**INSTRUCTION:**
Reproduce nothing except the lines between the line with "Convert this screenshot" and the line with "mt-[16px] w-[611px] border-t", both ends included, and please leave out pictures.

━━ DATA SUPPLIED

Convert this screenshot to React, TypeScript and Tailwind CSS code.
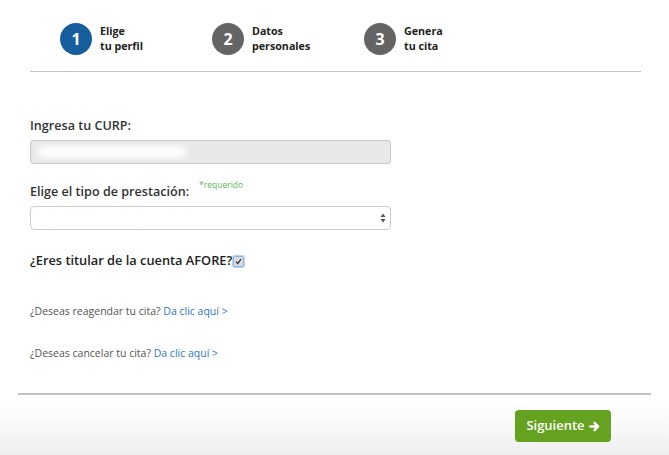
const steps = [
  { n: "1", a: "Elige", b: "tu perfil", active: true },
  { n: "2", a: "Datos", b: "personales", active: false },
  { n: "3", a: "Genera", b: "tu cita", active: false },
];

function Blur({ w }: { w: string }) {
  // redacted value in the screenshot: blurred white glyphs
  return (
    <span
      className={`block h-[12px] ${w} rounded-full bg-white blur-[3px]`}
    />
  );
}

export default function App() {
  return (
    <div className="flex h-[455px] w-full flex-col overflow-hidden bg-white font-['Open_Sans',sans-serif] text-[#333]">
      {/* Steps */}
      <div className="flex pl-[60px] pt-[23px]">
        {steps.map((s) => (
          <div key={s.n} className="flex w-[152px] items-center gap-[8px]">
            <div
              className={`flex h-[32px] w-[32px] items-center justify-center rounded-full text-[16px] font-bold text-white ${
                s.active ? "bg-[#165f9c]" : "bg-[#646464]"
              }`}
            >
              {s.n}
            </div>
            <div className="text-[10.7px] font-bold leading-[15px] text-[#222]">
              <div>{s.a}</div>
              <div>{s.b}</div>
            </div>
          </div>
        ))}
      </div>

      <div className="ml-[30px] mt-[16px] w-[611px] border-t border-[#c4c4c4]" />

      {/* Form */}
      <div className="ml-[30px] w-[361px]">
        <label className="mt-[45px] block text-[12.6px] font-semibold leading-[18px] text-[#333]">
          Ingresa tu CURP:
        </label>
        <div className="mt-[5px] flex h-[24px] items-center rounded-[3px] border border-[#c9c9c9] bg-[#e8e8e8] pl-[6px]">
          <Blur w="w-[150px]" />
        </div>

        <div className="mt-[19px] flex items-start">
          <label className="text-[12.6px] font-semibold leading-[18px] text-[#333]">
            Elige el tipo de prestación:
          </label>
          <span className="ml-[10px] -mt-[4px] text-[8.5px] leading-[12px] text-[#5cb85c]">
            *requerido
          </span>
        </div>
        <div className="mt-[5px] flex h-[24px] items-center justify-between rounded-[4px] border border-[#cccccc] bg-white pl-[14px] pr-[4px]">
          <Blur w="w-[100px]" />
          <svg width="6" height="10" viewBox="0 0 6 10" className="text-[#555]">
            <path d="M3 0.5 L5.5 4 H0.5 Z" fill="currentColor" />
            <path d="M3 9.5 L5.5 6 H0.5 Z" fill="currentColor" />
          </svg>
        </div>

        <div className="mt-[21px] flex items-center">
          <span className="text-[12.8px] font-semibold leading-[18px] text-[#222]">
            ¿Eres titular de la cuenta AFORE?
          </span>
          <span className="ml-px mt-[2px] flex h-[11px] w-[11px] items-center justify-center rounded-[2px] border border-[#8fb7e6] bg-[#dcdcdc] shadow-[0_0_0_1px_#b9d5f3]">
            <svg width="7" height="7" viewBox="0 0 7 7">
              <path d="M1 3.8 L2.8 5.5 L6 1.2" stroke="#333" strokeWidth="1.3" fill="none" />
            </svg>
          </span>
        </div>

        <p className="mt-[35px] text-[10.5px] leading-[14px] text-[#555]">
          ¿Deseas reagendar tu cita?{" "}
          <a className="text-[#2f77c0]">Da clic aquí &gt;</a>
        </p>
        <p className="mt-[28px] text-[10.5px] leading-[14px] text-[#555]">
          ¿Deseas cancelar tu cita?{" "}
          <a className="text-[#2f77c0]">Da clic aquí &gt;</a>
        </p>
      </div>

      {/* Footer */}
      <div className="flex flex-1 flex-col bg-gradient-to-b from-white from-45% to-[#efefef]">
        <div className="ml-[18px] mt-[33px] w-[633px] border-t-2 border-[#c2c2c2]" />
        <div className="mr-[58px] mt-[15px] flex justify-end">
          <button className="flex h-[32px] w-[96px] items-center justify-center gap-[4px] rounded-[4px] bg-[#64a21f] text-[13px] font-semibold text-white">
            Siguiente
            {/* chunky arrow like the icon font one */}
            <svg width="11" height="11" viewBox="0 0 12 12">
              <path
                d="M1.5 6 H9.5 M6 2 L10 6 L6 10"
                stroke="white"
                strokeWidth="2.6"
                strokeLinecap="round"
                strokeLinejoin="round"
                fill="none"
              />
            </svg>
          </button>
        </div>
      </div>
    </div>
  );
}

━━━━
━━ DATA SUPPLIED

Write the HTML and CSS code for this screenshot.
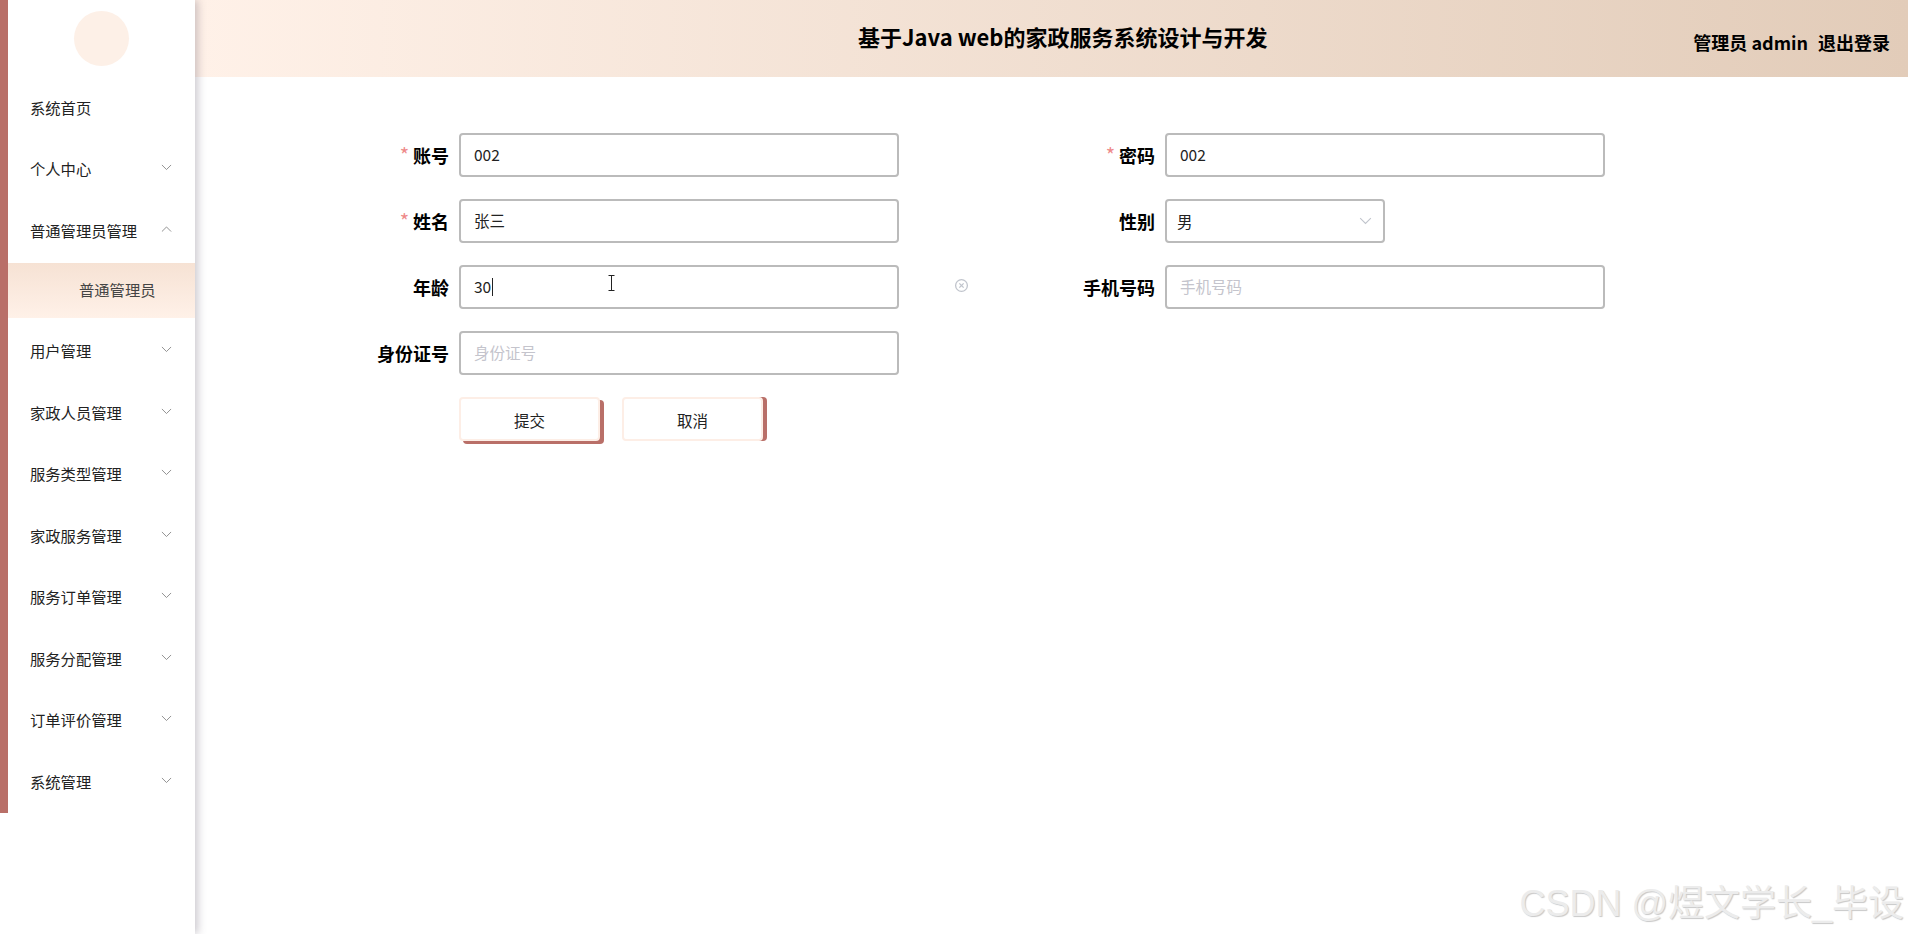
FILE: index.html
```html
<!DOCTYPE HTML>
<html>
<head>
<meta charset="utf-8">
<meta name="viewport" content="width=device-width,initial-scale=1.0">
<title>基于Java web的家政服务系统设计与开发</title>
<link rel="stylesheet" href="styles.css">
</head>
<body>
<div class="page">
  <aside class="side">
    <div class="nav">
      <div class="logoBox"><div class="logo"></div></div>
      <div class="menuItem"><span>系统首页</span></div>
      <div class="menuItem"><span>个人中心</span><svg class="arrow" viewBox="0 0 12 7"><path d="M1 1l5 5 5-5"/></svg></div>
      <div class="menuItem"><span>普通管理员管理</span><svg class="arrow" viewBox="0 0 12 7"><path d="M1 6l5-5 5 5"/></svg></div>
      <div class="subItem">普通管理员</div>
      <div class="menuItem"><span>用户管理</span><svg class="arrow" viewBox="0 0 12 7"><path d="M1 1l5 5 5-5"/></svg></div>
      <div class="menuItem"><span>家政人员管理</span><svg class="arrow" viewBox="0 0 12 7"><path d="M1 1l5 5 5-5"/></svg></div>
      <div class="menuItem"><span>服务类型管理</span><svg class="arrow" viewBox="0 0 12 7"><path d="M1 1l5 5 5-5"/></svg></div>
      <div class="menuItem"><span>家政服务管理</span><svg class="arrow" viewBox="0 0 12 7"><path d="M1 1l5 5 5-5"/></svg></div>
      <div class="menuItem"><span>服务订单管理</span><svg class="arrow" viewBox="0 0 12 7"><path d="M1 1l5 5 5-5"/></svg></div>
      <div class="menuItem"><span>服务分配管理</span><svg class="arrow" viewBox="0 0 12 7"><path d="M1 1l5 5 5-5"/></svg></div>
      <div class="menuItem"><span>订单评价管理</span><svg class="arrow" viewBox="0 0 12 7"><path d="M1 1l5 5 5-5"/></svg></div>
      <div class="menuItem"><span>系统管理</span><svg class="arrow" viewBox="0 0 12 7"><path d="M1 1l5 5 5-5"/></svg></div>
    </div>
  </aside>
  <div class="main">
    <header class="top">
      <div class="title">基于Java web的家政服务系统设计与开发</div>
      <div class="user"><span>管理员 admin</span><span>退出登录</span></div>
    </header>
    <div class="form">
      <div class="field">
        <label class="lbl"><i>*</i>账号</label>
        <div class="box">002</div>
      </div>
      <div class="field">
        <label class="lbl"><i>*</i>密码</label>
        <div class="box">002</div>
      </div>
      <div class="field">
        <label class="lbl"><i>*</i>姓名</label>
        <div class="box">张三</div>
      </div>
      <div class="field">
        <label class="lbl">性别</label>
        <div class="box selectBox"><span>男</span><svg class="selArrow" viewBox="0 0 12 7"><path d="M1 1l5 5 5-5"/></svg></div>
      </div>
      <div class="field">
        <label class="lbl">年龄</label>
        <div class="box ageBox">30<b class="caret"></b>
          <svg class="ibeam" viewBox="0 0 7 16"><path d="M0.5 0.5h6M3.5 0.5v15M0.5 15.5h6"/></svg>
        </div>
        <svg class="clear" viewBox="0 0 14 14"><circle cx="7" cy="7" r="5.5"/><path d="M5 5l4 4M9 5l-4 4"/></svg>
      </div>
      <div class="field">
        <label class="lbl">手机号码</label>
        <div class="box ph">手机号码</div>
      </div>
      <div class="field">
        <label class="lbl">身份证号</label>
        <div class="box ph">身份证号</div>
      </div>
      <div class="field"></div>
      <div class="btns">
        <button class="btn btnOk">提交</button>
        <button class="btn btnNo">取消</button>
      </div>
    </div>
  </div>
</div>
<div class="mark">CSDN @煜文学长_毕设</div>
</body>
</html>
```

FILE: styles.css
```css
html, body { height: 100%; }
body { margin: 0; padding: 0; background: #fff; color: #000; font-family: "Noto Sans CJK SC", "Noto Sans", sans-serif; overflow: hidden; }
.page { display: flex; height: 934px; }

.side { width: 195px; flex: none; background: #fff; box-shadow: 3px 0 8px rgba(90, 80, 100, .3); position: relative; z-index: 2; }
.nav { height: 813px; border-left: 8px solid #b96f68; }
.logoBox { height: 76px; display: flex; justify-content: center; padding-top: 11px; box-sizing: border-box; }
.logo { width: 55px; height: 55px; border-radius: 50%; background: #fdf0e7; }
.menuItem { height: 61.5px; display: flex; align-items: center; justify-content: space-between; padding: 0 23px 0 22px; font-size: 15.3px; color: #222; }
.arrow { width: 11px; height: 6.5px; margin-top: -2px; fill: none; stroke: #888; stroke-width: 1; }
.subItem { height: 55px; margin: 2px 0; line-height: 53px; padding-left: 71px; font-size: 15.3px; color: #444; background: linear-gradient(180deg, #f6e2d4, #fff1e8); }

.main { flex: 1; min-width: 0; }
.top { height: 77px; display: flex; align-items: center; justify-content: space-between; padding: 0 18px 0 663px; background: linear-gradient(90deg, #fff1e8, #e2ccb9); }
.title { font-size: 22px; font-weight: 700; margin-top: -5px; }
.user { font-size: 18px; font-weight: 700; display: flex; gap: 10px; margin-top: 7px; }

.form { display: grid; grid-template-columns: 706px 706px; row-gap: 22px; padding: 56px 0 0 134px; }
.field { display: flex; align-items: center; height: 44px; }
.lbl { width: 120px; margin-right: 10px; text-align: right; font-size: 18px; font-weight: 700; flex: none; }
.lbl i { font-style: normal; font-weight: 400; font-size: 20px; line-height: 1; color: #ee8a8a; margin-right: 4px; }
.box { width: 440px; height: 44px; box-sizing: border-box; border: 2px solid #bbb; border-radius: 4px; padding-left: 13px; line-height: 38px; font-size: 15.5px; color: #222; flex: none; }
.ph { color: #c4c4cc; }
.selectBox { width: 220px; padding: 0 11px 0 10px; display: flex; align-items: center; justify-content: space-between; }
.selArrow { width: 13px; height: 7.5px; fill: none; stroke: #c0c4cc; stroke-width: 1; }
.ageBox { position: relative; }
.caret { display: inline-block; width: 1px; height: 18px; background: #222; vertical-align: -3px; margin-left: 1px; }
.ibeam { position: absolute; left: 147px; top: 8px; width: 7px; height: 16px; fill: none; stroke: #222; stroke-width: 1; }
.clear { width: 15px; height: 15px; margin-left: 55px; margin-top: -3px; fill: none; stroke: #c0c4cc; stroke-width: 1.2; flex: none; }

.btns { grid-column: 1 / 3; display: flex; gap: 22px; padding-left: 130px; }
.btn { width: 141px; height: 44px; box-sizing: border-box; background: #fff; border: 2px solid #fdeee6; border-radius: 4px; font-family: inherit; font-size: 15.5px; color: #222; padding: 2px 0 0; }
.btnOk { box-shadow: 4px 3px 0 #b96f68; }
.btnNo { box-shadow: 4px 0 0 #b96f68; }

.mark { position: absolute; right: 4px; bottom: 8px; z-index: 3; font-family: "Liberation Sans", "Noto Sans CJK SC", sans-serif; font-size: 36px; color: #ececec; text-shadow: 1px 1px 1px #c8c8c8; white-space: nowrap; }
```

━━━━
━━ DATA SUPPLIED

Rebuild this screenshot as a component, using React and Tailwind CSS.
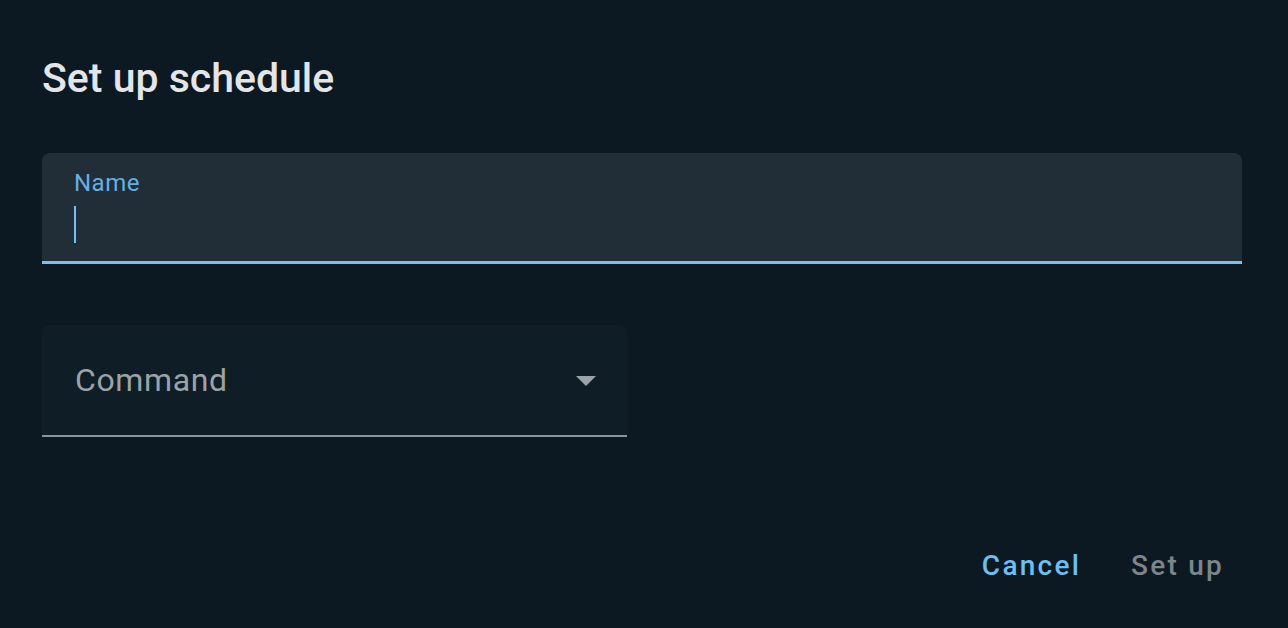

━━━━

**RESULT OF THE TASK:**
Convert this screenshot to React, TypeScript and Tailwind CSS code.
const steps = [
  { n: "1", a: "Elige", b: "tu perfil", active: true },
  { n: "2", a: "Datos", b: "personales", active: false },
  { n: "3", a: "Genera", b: "tu cita", active: false },
];

function Blur({ w }: { w: string }) {
  // redacted value in the screenshot: blurred white glyphs
  return (
    <span
      className={`block h-[12px] ${w} rounded-full bg-white blur-[3px]`}
    />
  );
}

export default function App() {
  return (
    <div className="flex h-[455px] w-full flex-col overflow-hidden bg-white font-['Open_Sans',sans-serif] text-[#333]">
      {/* Steps */}
      <div className="flex pl-[60px] pt-[23px]">
        {steps.map((s) => (
          <div key={s.n} className="flex w-[152px] items-center gap-[8px]">
            <div
              className={`flex h-[32px] w-[32px] items-center justify-center rounded-full text-[16px] font-bold text-white ${
                s.active ? "bg-[#165f9c]" : "bg-[#646464]"
              }`}
            >
              {s.n}
            </div>
            <div className="text-[10.7px] font-bold leading-[15px] text-[#222]">
              <div>{s.a}</div>
              <div>{s.b}</div>
            </div>
          </div>
        ))}
      </div>

      <div className="ml-[30px] mt-[16px] w-[611px] border-t border-[#c4c4c4]" />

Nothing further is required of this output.